Just start commenting on all of the great looking guys that go by. Show him how it feels.

Do it back- literally look at men and make the same comments- make him self conscious about his body, make him see you staring at men- let him be like excuseeee meee…
What’s good for the gander is good for the goose in this case…

Get some counseling ! This is a matter of respect. Gentlemen keep their mouth shut. Remember that sin starts in the heart.

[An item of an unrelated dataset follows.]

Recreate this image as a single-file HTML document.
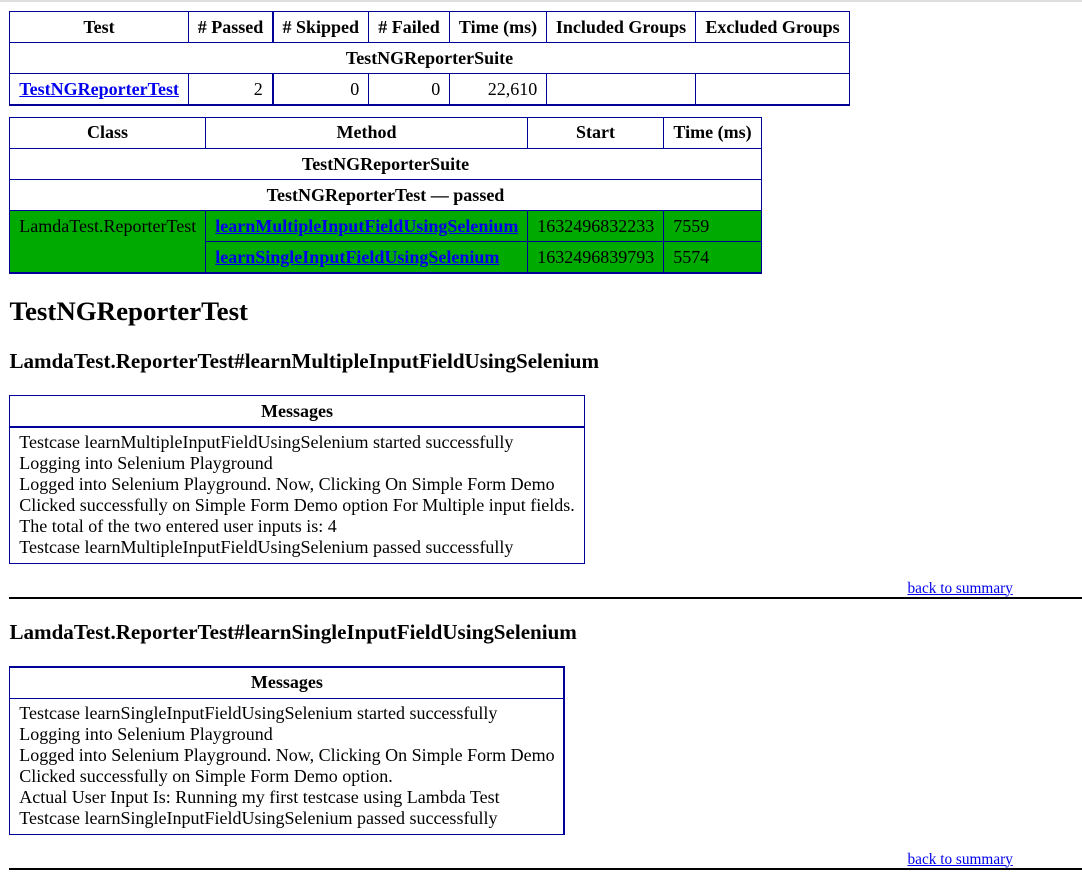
<!DOCTYPE html>
<html lang="en">
<head>
<meta charset="utf-8">
<title>TestNG Report</title>
<style>
html,body{margin:0;padding:0;background:#fff;}
body{width:1082px;height:878px;position:relative;overflow:hidden;font-family:"Liberation Serif","Times New Roman",serif;font-size:18px;line-height:21px;color:#000;}
#bar{position:absolute;left:0;top:0;width:1082px;height:2px;background:#dedede;}
table{position:absolute;border-collapse:collapse;table-layout:fixed;empty-cells:show;}
th,td{border:1px solid #009;padding:4.4px 8.8px 4.4px 9.3px;font-size:18px;line-height:21px;box-sizing:border-box;overflow:visible;white-space:nowrap;}
th{vertical-align:bottom;text-align:center;font-weight:bold;padding-left:8.8px;}
td{vertical-align:top;}
table a{font-weight:bold;}
a{color:#00e;text-decoration:underline;}
.num{text-align:right;}
.g td{background:#0a0;padding-top:5.4px;padding-bottom:3.4px;}
.b2 td{border-bottom-width:2px;padding-top:5.4px;padding-bottom:2.9px;}
.up th{padding-top:3.4px;padding-bottom:5.4px;}
.wl{border-left-width:2px;}
h2,h3{position:absolute;left:9.5px;margin:0;font-weight:bold;white-space:nowrap;}
h2{font-size:26.9px;line-height:30px;top:296px;}
h3{font-size:21.06px;line-height:24px;}
.totop{position:absolute;left:9px;width:1073px;height:2px;background:#000;}
.back{position:absolute;left:907.5px;font-size:15.3px;line-height:17px;font-weight:normal;white-space:nowrap;}
</style>
</head>
<body>
<div id="bar"></div>

<table style="left:9px;top:11px;width:840px;">
<colgroup><col style="width:179px"><col style="width:84px"><col style="width:96px"><col style="width:81px"><col style="width:97px"><col style="width:149px"><col style="width:154px"></colgroup>
<tr style="height:31px"><th>Test</th><th># Passed</th><th class="wl"># Skipped</th><th># Failed</th><th>Time (ms)</th><th>Included Groups</th><th>Excluded Groups</th></tr>
<tr style="height:31px"><th colspan="7">TestNGReporterSuite</th></tr>
<tr class="b2" style="height:31px"><td><a href="#t0">TestNGReporterTest</a></td><td class="num">2</td><td class="num wl">0</td><td class="num">0</td><td class="num">22,610</td><td></td><td></td></tr>
</table>

<table style="left:9px;top:117px;width:753px;">
<colgroup><col style="width:196px"><col style="width:322px"><col style="width:136px"><col style="width:98px"></colgroup>
<tr class="up" style="height:31px"><th>Class</th><th>Method</th><th>Start</th><th>Time (ms)</th></tr>
<tr style="height:31px"><th colspan="4">TestNGReporterSuite</th></tr>
<tr style="height:31px"><th colspan="4">TestNGReporterTest — passed</th></tr>
<tr class="g" style="height:31px"><td rowspan="2" style="border-bottom-width:2px">LamdaTest.ReporterTest</td><td><a href="#m0">learnMultipleInputFieldUsingSelenium</a></td><td>1632496832233</td><td>7559</td></tr>
<tr class="g b2" style="height:31px"><td><a href="#m1">learnSingleInputFieldUsingSelenium</a></td><td>1632496839793</td><td>5574</td></tr>
</table>

<h2>TestNGReporterTest</h2>
<h3 style="top:349px">LamdaTest.ReporterTest#learnMultipleInputFieldUsingSelenium</h3>

<table style="left:9px;top:395px;width:576px;">
<colgroup><col style="width:575px"></colgroup>
<tr style="height:31px"><th style="border-bottom-width:2px;padding-bottom:3.4px">Messages</th></tr>
<tr><td style="padding-top:4.4px;padding-bottom:5px">
<div>Testcase learnMultipleInputFieldUsingSelenium started successfully</div>
<div>Logging into Selenium Playground</div>
<div>Logged into Selenium Playground. Now, Clicking On Simple Form Demo</div>
<div>Clicked successfully on Simple Form Demo option For Multiple input fields.</div>
<div>The total of the two entered user inputs is: 4</div>
<div>Testcase learnMultipleInputFieldUsingSelenium passed successfully</div>
</td></tr>
</table>
<a class="back" href="#summary" style="top:579.5px">back to summary</a>
<div class="totop" style="top:597px"></div>

<h3 style="top:620px">LamdaTest.ReporterTest#learnSingleInputFieldUsingSelenium</h3>

<table style="left:9px;top:666px;width:555px;">
<colgroup><col style="width:554px"></colgroup>
<tr style="height:31px"><th style="border-top-width:2px;border-right-width:2px;padding-left:10px">Messages</th></tr>
<tr><td style="border-right-width:2px;padding-top:4.4px;padding-bottom:5px">
<div>Testcase learnSingleInputFieldUsingSelenium started successfully</div>
<div>Logging into Selenium Playground</div>
<div>Logged into Selenium Playground. Now, Clicking On Simple Form Demo</div>
<div>Clicked successfully on Simple Form Demo option.</div>
<div>Actual User Input Is: Running my first testcase using Lambda Test</div>
<div>Testcase learnSingleInputFieldUsingSelenium passed successfully</div>
</td></tr>
</table>
<a class="back" href="#summary" style="top:850.5px">back to summary</a>
<div class="totop" style="top:868px"></div>
</body>
</html>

Why can’t women hold each other up and support them?
Some of these comments are ridiculous. Some of y’all act like she’s the one at fault.
Jeez.

Guess I’m just very secure in my relationship because I don’t see this as a huge deal unless you make it one… He Just married YOU… IF he wanted another woman he certainly wouldn’t have gone through with the marriage. We all “look” at attractive people, on tiktok, TV, ETC… but of course we don’t all immediately desire to have an affair. I’m old school…"doesn’t matter where you get your appetite, as long as your not ordering from a strangers menu and you’re eating at home “… Saying that someone " looks good for having 5 kids” doesn’t sound like he wants a relationship with her… you are overreacting in my opinion. It’s just an observation, a comment, if he was hiding something he wouldn’t be saying it to you or in front of you. I mean realistically… do you seriously think he wants to be step daddy to five children?

So has he always talk like this and it’s just irking you now that you are married?
Sometimes we need to look at how we’re interpreting it not just how they’re saying it to see where the issue may lie.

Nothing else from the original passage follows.